Like Blashak, Thomas, at Utah, brings business bona fides to the job. As a former executive at Walmart, the Hershey Company, and PepsiCo, she’s “not as uncomfortable with the idea of students’ and customers’ being thought of in the same way,” in part because she doesn’t believe academe is changing its approach in doing so. “You will be hard-pressed to find somebody on the campus who doesn’t want to increase completion rates, who doesn’t want to help students be successful,” she said. “I think a lot of it is just in how we talk about this, that will help people not feel like it’s such a departure from how higher ed has been operating.”
Thomas, a Utah alumna who earned a doctorate in higher-education management from the University of Pennsylvania, thinks she’ll have more company in the CXO role in the coming months.
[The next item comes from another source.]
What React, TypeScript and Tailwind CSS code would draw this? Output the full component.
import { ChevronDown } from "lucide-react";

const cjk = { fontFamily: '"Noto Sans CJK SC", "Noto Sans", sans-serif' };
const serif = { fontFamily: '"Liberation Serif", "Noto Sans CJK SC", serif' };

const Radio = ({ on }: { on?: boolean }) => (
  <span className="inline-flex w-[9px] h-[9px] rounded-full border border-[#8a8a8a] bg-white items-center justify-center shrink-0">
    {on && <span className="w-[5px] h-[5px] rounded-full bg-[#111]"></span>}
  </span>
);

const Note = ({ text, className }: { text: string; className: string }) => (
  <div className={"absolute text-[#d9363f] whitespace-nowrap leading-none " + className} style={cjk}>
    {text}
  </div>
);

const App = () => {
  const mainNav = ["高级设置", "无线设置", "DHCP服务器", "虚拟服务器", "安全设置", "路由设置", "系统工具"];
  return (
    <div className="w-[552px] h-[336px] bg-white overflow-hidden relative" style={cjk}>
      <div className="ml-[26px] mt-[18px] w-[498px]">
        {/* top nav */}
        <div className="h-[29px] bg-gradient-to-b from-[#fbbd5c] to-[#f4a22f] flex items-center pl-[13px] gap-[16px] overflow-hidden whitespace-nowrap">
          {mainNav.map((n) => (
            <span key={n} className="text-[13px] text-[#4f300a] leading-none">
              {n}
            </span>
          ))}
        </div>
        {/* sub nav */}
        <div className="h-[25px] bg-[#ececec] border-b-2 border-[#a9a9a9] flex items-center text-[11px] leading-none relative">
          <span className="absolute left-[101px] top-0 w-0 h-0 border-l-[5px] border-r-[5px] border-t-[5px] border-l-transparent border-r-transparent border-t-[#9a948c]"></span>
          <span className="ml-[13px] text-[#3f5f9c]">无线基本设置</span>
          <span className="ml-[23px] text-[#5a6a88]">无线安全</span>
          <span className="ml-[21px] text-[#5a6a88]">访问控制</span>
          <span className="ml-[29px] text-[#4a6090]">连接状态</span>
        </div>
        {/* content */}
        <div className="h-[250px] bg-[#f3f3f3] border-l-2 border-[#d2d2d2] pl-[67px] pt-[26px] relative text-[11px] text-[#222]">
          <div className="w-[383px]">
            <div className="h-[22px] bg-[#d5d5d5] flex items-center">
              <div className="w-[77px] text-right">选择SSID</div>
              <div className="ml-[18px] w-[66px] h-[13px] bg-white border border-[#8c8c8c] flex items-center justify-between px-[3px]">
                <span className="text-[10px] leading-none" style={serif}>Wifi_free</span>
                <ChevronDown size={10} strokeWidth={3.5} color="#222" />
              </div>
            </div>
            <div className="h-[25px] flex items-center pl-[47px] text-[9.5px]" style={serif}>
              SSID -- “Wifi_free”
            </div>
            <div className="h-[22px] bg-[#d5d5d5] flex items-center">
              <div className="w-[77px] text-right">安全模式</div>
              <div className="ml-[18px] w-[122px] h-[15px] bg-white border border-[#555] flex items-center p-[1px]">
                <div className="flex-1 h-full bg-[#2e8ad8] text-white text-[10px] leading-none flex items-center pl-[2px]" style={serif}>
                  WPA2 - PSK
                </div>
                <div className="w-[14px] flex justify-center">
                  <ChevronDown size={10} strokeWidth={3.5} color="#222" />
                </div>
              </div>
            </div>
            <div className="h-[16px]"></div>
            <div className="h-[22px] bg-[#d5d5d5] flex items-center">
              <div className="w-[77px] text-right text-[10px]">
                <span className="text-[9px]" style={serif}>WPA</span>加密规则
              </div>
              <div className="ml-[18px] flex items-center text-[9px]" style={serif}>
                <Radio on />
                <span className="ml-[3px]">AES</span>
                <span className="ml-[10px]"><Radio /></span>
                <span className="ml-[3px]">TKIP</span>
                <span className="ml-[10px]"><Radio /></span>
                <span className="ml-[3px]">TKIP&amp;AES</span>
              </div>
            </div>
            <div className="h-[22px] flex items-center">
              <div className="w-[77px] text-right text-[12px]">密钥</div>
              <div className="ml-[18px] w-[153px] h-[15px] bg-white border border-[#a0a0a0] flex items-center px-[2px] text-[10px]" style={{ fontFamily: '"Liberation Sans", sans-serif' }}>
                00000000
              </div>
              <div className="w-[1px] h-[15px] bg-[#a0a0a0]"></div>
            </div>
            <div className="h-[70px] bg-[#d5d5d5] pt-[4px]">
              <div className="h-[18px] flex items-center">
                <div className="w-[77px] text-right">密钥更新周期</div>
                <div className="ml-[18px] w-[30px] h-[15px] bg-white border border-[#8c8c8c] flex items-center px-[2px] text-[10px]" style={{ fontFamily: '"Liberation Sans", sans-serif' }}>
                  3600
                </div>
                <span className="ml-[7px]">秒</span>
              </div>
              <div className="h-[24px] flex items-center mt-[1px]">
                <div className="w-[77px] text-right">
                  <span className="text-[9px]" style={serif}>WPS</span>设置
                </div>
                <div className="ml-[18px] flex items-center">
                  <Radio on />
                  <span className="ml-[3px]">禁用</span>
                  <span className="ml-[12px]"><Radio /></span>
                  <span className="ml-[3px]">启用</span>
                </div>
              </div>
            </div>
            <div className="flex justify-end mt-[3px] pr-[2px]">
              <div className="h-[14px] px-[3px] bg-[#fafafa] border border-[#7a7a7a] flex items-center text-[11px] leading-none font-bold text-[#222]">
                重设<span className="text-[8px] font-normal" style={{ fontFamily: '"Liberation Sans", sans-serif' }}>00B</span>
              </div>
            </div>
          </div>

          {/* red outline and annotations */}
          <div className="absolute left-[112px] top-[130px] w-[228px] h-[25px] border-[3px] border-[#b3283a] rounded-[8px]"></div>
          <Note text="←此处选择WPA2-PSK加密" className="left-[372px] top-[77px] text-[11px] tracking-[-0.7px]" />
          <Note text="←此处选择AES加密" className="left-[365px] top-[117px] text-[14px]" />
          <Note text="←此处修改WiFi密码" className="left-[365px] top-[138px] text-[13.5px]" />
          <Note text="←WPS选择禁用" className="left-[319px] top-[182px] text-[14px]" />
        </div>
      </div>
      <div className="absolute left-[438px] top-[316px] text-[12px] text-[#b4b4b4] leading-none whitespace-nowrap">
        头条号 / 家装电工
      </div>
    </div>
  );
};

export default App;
Students, she said, are “really hungry for what they’d been missing” during the days of all-virtual instruction, and are more eager to get involved in on-campus life, in turn creating a greater need for jobs like hers. And as demographic shifts nationwide send more nontraditional students to the classroom, Thomas said, CXOs can ensure they get the support they need.
Kruger, of Naspa, isn’t ready to call chief experience officers a trend that’s poised to take higher ed by storm. Conceptually, he said, it’s not “earth-shattering,” since focusing on student experience and engagement has long been the bedrock of the student-affairs field. But the title does allow a president to “message in a particular way to their constituents about what he or she thinks is important.”